> Your task
Pictures stay out. Extract the lines below from the first one through the line with "FaPlusCircle, FaUserGraduate, FaCheckCircle", both included.

> Data to use
+ + +
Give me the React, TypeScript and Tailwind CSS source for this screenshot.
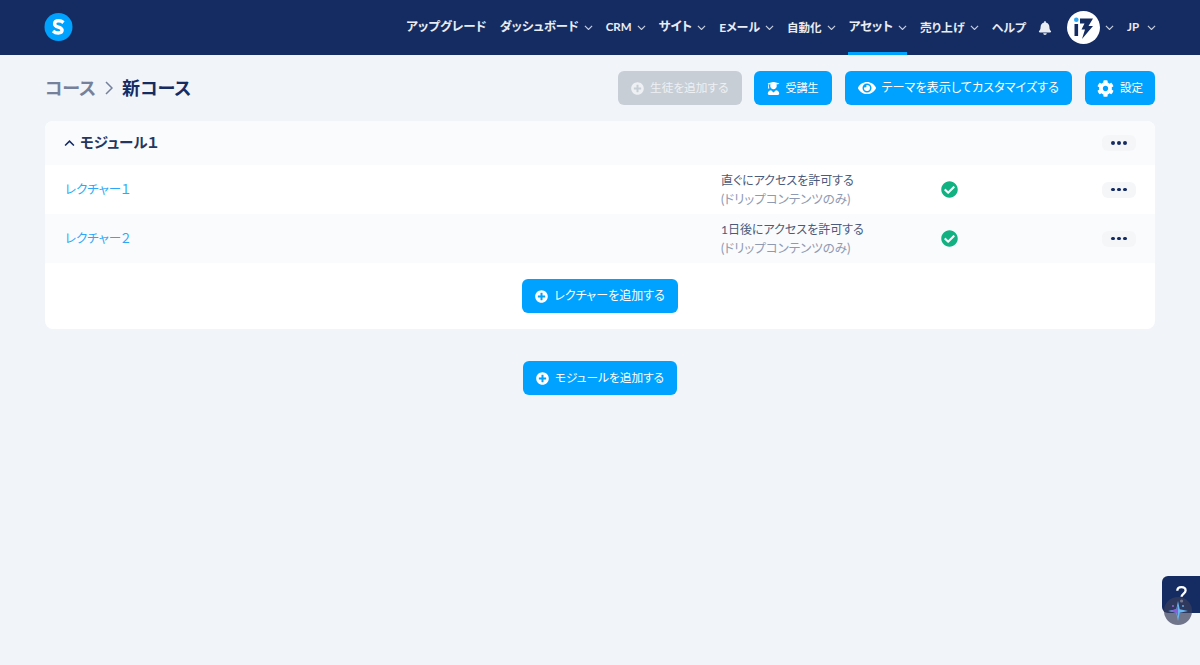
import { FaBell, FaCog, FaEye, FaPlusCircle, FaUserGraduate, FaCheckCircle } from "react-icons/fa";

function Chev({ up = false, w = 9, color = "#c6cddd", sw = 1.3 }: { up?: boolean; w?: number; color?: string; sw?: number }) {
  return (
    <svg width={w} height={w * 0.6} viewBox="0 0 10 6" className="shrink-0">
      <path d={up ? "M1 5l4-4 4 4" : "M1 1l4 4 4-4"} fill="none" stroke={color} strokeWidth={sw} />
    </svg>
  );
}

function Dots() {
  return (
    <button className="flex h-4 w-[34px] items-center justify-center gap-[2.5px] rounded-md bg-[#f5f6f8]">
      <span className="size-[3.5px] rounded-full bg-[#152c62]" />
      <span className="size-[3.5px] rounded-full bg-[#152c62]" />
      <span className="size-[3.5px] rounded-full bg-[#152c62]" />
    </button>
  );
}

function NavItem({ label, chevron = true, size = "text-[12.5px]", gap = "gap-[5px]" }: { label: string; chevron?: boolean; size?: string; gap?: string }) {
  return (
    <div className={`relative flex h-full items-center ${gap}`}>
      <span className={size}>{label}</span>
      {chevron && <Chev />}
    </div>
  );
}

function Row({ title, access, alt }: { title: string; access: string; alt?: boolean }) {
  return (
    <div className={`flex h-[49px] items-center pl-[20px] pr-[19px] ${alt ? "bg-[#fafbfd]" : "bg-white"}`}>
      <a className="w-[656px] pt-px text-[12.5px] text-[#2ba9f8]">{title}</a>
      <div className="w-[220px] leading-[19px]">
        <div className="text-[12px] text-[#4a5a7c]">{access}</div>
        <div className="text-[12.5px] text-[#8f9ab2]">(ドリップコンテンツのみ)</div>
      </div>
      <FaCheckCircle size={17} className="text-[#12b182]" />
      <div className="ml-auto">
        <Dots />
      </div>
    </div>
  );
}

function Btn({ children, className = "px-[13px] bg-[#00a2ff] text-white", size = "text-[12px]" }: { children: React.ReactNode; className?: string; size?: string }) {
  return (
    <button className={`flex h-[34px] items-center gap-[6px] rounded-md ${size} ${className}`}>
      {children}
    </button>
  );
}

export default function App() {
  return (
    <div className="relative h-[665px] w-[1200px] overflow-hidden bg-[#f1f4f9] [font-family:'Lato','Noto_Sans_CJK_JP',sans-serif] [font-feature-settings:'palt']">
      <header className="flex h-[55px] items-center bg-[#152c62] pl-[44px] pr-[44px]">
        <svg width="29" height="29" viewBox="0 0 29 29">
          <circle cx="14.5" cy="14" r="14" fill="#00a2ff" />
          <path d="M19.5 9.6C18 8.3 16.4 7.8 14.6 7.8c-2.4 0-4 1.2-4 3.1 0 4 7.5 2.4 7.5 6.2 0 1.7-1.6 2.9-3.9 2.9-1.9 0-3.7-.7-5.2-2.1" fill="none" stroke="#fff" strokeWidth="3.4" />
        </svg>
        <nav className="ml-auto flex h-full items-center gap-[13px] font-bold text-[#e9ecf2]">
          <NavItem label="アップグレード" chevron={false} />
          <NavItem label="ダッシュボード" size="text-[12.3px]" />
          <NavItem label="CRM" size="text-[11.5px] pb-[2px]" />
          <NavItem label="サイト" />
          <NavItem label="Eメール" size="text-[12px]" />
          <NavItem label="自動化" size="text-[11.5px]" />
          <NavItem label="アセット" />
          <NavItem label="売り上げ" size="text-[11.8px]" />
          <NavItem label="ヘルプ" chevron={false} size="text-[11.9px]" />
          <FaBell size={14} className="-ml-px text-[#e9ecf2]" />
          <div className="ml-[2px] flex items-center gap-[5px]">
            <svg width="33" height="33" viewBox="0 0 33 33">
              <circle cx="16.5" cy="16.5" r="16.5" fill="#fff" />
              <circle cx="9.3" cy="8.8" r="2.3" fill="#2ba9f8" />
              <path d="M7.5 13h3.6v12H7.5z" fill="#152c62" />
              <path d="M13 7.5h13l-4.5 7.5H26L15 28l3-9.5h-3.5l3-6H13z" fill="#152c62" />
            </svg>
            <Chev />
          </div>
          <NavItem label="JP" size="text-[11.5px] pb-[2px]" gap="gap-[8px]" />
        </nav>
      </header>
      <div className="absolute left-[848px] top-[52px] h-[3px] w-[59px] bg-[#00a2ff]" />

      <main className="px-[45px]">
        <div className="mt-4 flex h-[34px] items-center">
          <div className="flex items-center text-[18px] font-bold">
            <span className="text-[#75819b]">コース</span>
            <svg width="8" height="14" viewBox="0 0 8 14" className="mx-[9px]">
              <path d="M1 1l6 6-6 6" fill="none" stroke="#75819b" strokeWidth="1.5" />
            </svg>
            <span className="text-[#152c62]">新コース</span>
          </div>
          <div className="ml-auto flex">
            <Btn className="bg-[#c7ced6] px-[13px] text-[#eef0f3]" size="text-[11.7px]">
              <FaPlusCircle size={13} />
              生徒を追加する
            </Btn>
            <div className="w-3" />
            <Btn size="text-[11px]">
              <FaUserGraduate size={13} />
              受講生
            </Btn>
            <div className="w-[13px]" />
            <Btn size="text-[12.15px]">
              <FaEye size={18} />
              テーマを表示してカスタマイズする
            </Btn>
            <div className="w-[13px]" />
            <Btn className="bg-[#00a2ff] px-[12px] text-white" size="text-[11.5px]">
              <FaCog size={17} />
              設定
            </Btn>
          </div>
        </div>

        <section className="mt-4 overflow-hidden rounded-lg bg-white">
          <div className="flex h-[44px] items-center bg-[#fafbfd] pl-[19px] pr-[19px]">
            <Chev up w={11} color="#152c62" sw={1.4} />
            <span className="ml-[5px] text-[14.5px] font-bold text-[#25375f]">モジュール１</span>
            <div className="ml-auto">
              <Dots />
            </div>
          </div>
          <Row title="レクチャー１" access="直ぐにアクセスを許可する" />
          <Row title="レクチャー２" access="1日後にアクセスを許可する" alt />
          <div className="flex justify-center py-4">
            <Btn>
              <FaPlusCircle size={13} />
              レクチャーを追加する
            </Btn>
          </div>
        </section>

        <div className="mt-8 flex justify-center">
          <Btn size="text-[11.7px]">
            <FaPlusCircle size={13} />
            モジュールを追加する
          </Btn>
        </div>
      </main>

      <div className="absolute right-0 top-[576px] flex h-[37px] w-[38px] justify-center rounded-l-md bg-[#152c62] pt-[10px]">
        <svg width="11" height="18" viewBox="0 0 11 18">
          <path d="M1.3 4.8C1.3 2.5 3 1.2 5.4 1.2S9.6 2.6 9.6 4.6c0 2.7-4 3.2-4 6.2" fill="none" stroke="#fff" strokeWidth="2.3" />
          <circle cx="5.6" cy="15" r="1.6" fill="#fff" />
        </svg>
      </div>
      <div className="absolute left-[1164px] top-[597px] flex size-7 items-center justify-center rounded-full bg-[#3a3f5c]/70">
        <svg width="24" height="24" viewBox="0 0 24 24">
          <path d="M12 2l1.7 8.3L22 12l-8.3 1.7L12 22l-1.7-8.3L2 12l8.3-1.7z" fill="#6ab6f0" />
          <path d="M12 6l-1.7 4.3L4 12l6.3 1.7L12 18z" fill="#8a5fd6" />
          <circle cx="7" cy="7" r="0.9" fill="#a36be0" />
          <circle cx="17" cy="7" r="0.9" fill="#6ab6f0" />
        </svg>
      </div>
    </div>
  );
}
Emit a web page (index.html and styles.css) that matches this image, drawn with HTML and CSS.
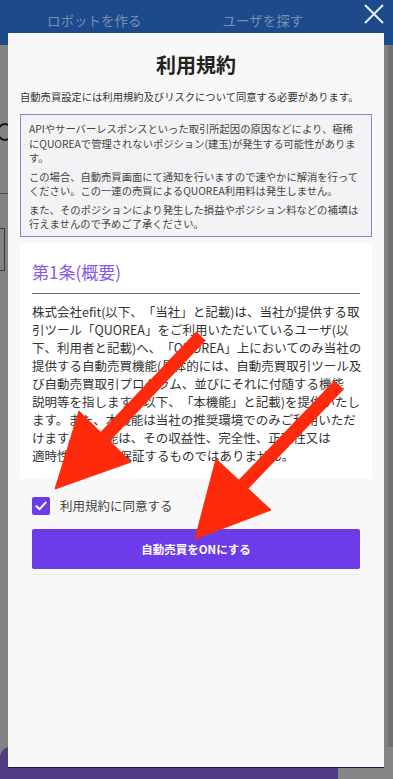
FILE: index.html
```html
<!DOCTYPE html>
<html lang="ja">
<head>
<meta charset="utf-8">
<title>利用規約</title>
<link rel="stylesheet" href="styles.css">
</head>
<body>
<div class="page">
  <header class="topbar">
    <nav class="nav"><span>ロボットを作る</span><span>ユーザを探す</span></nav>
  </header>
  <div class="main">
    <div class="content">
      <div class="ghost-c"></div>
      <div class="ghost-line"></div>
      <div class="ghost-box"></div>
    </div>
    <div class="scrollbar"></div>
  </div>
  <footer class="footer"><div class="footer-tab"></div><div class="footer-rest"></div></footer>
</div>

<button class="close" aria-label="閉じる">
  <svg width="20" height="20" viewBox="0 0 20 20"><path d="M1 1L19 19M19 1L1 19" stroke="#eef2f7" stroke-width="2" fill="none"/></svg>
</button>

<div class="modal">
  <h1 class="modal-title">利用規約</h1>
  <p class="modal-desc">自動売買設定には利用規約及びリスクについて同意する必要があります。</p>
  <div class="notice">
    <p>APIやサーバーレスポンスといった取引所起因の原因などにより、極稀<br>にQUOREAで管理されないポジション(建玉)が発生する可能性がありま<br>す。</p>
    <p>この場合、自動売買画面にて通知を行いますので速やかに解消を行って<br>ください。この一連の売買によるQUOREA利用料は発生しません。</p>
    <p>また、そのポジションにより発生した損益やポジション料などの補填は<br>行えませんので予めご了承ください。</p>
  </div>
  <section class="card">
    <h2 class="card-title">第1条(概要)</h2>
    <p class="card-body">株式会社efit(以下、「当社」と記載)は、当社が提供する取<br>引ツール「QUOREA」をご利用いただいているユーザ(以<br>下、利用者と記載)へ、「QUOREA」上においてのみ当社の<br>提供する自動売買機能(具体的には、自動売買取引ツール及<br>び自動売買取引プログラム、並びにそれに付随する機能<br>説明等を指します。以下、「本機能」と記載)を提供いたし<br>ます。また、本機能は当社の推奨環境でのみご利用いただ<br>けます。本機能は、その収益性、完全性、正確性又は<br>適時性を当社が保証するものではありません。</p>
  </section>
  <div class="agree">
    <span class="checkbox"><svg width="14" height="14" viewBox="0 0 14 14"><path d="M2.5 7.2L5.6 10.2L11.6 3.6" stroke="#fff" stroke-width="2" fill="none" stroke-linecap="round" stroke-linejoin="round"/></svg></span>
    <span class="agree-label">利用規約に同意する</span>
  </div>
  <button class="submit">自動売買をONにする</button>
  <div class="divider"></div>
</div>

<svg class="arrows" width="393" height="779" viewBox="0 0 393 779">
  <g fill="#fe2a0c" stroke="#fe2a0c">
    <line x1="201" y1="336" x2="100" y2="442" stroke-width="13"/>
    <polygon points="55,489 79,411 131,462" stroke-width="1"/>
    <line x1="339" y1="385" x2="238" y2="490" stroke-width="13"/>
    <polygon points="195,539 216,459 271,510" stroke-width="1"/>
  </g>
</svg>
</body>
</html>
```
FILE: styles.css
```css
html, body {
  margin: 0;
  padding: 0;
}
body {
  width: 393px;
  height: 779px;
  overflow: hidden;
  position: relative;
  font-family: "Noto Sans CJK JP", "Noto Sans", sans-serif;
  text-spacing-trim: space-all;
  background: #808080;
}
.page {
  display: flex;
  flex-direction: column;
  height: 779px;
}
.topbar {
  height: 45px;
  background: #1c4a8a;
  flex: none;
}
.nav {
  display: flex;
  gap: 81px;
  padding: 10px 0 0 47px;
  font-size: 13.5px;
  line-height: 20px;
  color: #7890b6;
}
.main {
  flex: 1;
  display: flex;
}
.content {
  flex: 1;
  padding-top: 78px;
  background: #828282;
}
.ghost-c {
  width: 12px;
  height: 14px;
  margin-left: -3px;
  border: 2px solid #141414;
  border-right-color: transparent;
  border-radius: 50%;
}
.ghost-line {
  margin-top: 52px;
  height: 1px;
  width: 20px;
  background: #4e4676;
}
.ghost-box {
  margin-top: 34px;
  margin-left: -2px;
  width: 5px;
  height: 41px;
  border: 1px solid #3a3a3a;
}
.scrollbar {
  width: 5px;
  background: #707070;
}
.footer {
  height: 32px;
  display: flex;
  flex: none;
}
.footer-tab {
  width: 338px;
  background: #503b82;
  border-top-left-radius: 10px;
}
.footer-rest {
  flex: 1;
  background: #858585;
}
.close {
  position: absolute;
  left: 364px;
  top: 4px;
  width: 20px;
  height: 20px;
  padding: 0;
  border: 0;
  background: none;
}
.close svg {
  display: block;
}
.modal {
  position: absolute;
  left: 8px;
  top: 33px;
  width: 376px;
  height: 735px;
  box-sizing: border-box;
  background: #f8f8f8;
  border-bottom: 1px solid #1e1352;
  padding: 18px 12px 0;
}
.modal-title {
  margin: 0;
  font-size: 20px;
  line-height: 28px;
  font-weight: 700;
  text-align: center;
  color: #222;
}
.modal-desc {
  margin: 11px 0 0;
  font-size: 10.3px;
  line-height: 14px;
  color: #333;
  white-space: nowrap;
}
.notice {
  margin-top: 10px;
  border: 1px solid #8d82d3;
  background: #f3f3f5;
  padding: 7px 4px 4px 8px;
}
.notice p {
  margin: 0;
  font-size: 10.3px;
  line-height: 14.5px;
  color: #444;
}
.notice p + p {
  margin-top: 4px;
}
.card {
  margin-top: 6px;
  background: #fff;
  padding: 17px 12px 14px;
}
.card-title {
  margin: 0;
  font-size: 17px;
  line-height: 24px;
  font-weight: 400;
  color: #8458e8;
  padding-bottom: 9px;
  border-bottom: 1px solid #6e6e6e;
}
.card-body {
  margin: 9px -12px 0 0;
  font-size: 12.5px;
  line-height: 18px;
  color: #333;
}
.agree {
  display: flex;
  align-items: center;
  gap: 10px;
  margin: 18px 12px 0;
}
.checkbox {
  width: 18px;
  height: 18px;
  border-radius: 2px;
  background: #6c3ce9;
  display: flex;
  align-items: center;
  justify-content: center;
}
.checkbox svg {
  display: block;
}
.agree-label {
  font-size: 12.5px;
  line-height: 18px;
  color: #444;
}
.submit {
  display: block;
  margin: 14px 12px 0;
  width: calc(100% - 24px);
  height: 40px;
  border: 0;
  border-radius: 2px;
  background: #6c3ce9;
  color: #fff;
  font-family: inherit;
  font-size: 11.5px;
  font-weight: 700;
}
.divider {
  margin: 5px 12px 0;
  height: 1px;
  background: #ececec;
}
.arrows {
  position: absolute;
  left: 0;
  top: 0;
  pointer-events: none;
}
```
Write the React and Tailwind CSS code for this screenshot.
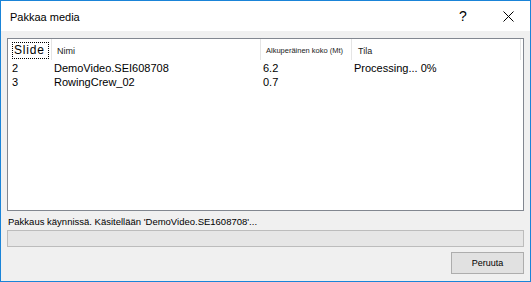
+ + +
> Full answer
Give me the React, TypeScript and Tailwind CSS source for this screenshot.
import { FaBell, FaCog, FaEye, FaPlusCircle, FaUserGraduate, FaCheckCircle } from "react-icons/fa";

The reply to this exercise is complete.